How improving your e-mail habits can help reduce litigation costs and exposure

John Shonkwiler, Partner, Novack and Macey LLP

The cornerstone rule of discovery in civil litigation is that parties to a lawsuit must preserve, gather and produce relevant documents.
However, “it is becoming increasingly difficult and expensive to carry out this basic obligation, given the staggeringly high volume and informal nature of our electronic communications in the workplace,” says John Shonkwiler, a partner at Novack and Macey LLP. “Discovery obligations are not going away, and so it is important for employers to improve e-mailing habits by teaching discretion and organization.”
Smart Business spoke with Shonkwiler about the importance of forming better e-mailing habits and how to get started organizing e-mail.
What are some ways to improve e-mailing habits?
Stop ‘reflex’ e-mailing. Too often, we give in to the almost reflexive urge to respond to e-mail immediately, as if we were talking to someone. This is the texting culture invading the workplace, which is an environment that demands better judgment and discretion.
It is not inconsiderate or unprofessional to deliberate before responding to e-mail.  Sometimes just waiting 10 to 15 minutes can make a big difference. Except in those rare instances where an urgent response is called for and cannot be made by phone, people should not fire off immediate responses. Stop and think about what you’re sending and whether you need to send an e-mail at all.
Why is ‘reflex’ e-mailing problematic from a litigator’s perspective?
We create so much e-mail. And as the volume increases, so does the cost of electronic discovery. Reflex e-mailing exacerbates the problem by creating more e-mail unnecessarily. Hasty e-mail responses so often can be inconsequential. For example, a response of, ‘I’ll check on this and get back to you,’ is unnecessary unless you know you are not going to be able to respond to an e-mail within the time required or expected by the person who sent it. And you don’t have to be a physicist to understand the laws of ‘e-gravity’: When you send more e-mail, you receive more e-mail. So, carefully consider whether each e-mail you compose has a purpose.
Also, e-mails that are carelessly or informally prepared are more likely to reflect poor judgment, convey inaccurate information, or contain sarcastic or flippant remarks on serious topics that don’t translate well on paper. These things make for bad documents in litigation. You want to think of every e-mail like a potential trial exhibit. Ask yourself, if you were on the witness stand, would you like to be confronted with this? Almost invariably, the worst documents that we see as lawyers as we’re gathering documents in discovery — the ‘smoking guns’ — are careless e-mails.
How should employers teach employees about using better discretion?
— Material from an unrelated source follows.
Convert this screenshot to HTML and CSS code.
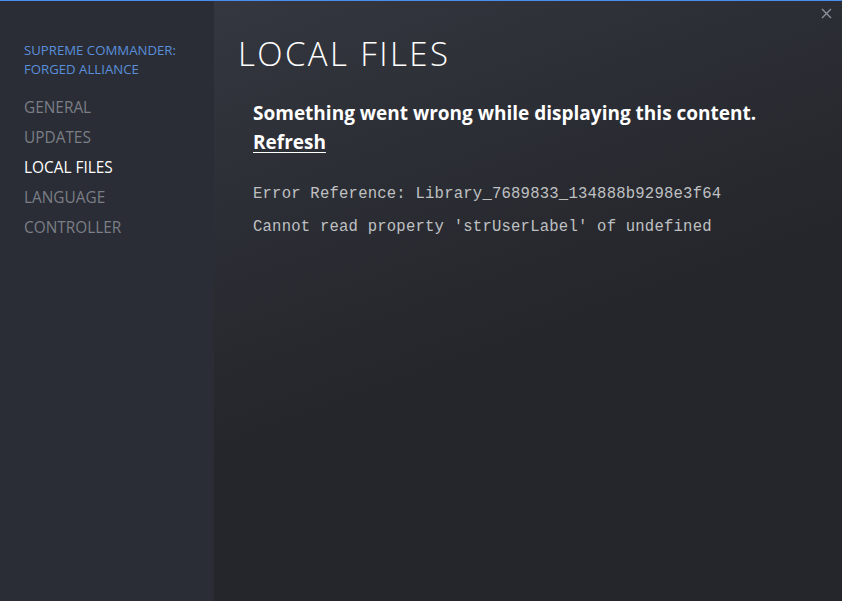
FILE: index.html
```html
<!DOCTYPE html>
<html lang="en">
<head>
    <meta charset="UTF-8">
    <meta name="viewport" content="width=device-width, initial-scale=1.0">
    <title>Local Files</title>
    <link rel="stylesheet" href="styles.css">
</head>
<body>
    <div class="window">
        <aside class="sidebar">
            <div class="game-title">SUPREME COMMANDER:<br>FORGED ALLIANCE</div>
            <nav class="nav">
                <a class="nav-item">GENERAL</a>
                <a class="nav-item">UPDATES</a>
                <a class="nav-item active">LOCAL FILES</a>
                <a class="nav-item">LANGUAGE</a>
                <a class="nav-item">CONTROLLER</a>
            </nav>
        </aside>
        <main class="content">
            <h1 class="page-title">LOCAL FILES</h1>
            <div class="error-box">
                <div class="error-head">Something went wrong while displaying this content.</div>
                <a class="refresh">Refresh</a>
                <div class="error-code">Error Reference: Library_7689833_134888b9298e3f64</div>
                <div class="error-code">Cannot read property 'strUserLabel' of undefined</div>
            </div>
            <button class="close" aria-label="Close">
                <svg width="11" height="11" viewBox="0 0 11 11">
                    <path d="M1 1 L10 10 M10 1 L1 10" stroke="#8c9098" stroke-width="1.4"/>
                </svg>
            </button>
        </main>
    </div>
</body>
</html>
```

FILE: styles.css
```css
html, body {
    margin: 0;
    height: 100%;
}
body {
    font-family: "Open Sans", Arial, sans-serif;
    background: #25262b;
}
.window {
    display: flex;
    height: 100%;
    border-top: 1px solid #4c8ef0;
    box-sizing: border-box;
}
.sidebar {
    width: 214px;
    flex-shrink: 0;
    background: #2a2d36;
    padding: 40px 0 0 24px;
    box-sizing: border-box;
}
.game-title {
    color: #5a8fda;
    font-size: 13.2px;
    line-height: 19px;
    margin-bottom: 14px;
}
.nav {
    display: flex;
    flex-direction: column;
}
.nav-item {
    color: #7b7e85;
    font-size: 15.4px;
    line-height: 30px;
}
.nav-item.active {
    color: #ffffff;
}
.content {
    position: relative;
    flex: 1;
    padding: 31px 0 0 24px;
    background: linear-gradient(160deg, #34373f 0%, #2b2d34 30%, #25262b 55%);
}
.page-title {
    margin: 0 0 23px;
    color: #ffffff;
    font-size: 33px;
    font-weight: 300;
    letter-spacing: 2.4px;
    line-height: 44px;
}
.error-box {
    padding-left: 15px;
}
.error-head {
    color: #ffffff;
    font-size: 19px;
    font-weight: 700;
    line-height: 29px;
}
.refresh {
    display: inline-block;
    color: #ffffff;
    font-size: 19px;
    font-weight: 700;
    line-height: 29px;
    text-decoration: underline;
    text-underline-offset: 3px;
    margin-bottom: 27px;
}
.error-code {
    font-family: "Liberation Mono", "Courier New", monospace;
    font-size: 15.6px;
    letter-spacing: 0.2px;
    color: #bfc0c2;
    line-height: 20px;
    margin-bottom: 13px;
}
.close {
    position: absolute;
    top: 6px;
    right: 10px;
    background: none;
    border: none;
    padding: 0;
    cursor: pointer;
}
```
Formal training should not be necessary. Just ask employees to place a higher value on their e-mail correspondence. Cut out the reflex e-mailing and start treating e-mail like paper. Apply the same care and consideration when you’re sending an e-mail that you would if you were sending a letter on your company’s letterhead. And remember to consider that your message might be better delivered in person or over the phone.
How does organizing help reduce exposure and litigation costs?
E-mail can be organized like paper correspondence. This means deleting the e-mail you don’t need, and organizing the messages that you keep into folders.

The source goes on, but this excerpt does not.